Requirement:
In the entries, find all lines that hold the word "this" and copy them.

Provided records:
□ □ □ □ □

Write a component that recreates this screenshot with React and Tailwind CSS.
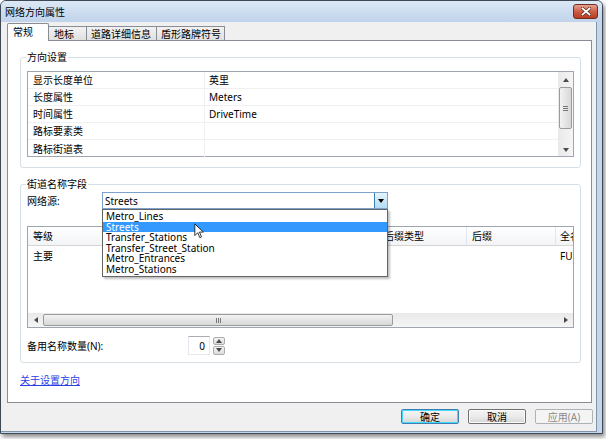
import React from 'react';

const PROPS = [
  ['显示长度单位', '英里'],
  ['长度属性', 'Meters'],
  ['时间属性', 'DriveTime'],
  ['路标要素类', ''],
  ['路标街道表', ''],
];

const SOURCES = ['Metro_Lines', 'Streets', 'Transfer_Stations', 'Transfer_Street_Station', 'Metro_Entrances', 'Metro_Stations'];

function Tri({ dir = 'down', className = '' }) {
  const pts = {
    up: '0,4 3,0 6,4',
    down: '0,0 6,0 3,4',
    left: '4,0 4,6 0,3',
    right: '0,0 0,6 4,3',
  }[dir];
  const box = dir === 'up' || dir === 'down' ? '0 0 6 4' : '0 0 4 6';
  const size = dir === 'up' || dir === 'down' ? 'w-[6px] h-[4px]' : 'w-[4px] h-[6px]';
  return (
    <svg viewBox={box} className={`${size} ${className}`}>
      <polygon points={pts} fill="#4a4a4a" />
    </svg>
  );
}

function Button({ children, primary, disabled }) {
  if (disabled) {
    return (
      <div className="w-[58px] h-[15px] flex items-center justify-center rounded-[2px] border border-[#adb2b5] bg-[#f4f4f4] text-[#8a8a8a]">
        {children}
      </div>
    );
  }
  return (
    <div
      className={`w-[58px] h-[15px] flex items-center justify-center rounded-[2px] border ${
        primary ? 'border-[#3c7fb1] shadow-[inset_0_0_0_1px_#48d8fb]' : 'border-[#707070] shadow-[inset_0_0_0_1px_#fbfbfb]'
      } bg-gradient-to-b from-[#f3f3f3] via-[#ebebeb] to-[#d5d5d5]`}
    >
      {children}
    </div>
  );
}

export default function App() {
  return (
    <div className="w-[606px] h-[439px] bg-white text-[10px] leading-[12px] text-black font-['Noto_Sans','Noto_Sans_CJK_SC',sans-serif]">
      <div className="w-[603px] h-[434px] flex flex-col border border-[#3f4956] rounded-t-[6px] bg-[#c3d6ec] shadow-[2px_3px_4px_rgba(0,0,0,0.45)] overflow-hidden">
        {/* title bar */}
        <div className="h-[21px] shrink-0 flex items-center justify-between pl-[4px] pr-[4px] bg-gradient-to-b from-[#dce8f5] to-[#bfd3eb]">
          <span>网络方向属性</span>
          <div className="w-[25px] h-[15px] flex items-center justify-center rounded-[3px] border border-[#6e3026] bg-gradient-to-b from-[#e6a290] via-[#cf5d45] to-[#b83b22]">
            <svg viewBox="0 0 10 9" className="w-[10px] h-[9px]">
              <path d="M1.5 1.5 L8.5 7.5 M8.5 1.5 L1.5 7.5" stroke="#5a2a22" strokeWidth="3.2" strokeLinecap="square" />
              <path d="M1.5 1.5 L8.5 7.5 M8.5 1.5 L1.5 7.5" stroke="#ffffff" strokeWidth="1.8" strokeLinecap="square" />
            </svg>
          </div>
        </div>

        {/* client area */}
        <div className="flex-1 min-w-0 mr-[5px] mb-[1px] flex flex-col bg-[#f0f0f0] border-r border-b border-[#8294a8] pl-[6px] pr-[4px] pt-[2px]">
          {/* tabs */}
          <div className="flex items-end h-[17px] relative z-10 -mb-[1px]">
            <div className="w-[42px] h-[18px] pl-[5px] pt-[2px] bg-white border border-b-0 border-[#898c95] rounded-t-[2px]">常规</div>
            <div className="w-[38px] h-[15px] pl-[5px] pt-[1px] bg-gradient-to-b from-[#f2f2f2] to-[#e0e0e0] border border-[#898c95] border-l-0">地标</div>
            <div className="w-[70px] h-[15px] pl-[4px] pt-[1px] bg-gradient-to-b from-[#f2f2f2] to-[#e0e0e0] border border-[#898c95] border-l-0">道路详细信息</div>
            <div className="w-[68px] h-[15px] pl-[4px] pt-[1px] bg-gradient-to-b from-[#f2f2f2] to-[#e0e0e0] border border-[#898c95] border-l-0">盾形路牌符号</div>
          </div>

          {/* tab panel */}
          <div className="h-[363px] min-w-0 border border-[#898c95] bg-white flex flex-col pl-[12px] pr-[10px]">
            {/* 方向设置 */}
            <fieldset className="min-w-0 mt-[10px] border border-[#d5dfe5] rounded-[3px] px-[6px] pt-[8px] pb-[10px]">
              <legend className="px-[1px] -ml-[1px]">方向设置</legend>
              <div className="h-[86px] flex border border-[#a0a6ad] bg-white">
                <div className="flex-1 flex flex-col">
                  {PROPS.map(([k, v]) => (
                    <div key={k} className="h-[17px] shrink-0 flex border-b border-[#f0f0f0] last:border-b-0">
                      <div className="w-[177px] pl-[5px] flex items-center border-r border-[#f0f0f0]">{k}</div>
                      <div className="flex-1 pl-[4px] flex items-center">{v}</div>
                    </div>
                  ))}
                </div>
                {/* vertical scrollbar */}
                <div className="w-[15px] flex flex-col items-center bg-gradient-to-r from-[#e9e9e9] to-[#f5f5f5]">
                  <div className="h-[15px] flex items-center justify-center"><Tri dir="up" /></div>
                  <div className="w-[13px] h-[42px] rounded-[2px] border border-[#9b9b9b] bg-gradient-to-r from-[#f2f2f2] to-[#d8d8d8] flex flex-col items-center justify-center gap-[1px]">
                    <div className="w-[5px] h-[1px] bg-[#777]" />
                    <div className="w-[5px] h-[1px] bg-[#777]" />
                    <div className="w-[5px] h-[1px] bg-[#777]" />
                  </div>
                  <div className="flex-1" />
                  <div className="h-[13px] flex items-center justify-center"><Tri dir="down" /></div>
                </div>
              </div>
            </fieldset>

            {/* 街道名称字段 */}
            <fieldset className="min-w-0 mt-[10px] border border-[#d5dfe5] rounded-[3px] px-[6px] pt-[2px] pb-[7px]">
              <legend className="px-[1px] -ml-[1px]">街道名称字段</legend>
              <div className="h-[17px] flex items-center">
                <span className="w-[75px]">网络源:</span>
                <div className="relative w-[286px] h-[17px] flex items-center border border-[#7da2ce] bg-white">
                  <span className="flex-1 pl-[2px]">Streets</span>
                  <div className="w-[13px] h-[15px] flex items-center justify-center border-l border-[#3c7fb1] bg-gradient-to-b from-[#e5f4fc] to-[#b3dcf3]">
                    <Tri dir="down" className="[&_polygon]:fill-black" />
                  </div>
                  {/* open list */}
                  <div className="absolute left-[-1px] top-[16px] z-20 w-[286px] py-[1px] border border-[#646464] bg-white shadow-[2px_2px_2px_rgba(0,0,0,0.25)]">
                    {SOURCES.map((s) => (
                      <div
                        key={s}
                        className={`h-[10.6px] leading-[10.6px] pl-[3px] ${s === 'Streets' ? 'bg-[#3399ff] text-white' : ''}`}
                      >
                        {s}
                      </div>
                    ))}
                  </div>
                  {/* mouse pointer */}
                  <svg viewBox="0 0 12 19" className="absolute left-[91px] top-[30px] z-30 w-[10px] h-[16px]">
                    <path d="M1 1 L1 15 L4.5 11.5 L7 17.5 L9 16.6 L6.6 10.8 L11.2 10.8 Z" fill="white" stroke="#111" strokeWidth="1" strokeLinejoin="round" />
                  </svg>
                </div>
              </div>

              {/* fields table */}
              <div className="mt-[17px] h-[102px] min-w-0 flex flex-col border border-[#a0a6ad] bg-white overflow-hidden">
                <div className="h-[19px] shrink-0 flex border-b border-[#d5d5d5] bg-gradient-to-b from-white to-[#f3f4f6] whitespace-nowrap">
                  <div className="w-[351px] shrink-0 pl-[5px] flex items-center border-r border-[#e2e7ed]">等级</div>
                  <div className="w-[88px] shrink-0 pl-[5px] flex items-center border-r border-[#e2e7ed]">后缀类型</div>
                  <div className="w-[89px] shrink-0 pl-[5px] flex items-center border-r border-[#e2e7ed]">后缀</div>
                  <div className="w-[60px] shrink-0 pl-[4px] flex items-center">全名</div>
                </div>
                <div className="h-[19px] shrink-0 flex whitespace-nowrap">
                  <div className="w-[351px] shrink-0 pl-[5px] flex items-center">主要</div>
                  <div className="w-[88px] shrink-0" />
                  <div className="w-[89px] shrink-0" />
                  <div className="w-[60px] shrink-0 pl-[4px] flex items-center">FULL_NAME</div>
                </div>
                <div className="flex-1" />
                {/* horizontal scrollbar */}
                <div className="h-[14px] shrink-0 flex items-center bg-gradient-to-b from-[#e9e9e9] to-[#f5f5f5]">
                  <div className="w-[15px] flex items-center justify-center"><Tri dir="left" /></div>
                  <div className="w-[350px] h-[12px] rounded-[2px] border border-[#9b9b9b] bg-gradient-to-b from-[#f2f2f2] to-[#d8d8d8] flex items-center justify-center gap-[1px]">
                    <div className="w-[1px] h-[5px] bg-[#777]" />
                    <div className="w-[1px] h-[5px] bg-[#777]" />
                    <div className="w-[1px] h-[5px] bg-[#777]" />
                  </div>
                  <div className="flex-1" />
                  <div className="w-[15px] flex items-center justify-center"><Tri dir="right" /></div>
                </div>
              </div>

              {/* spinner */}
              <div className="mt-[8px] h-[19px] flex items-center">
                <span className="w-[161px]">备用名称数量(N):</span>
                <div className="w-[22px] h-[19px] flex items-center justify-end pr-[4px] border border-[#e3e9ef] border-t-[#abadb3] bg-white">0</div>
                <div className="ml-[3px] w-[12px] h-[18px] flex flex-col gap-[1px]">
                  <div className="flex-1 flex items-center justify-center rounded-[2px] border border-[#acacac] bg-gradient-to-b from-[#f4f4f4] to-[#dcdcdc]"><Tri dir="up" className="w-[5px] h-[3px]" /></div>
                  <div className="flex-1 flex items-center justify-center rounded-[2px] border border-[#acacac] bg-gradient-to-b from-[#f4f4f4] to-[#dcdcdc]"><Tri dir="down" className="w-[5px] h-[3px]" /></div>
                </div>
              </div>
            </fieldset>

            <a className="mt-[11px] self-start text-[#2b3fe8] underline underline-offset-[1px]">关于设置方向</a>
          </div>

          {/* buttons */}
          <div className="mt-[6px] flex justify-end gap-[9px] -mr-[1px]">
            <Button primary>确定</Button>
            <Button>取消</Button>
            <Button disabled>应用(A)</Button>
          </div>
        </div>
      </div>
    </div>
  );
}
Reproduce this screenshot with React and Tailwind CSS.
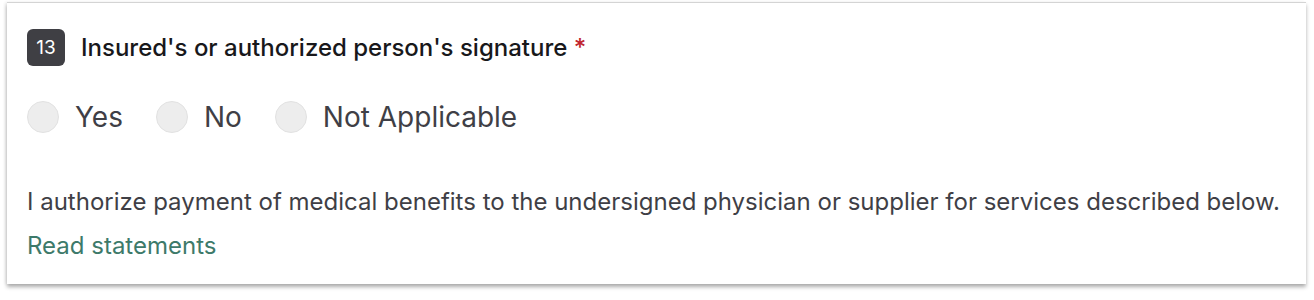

□ □ □ □ □

Task solution:
Write a component that recreates this screenshot with React and Tailwind CSS.
Reproduce this screenshot with React and Tailwind CSS.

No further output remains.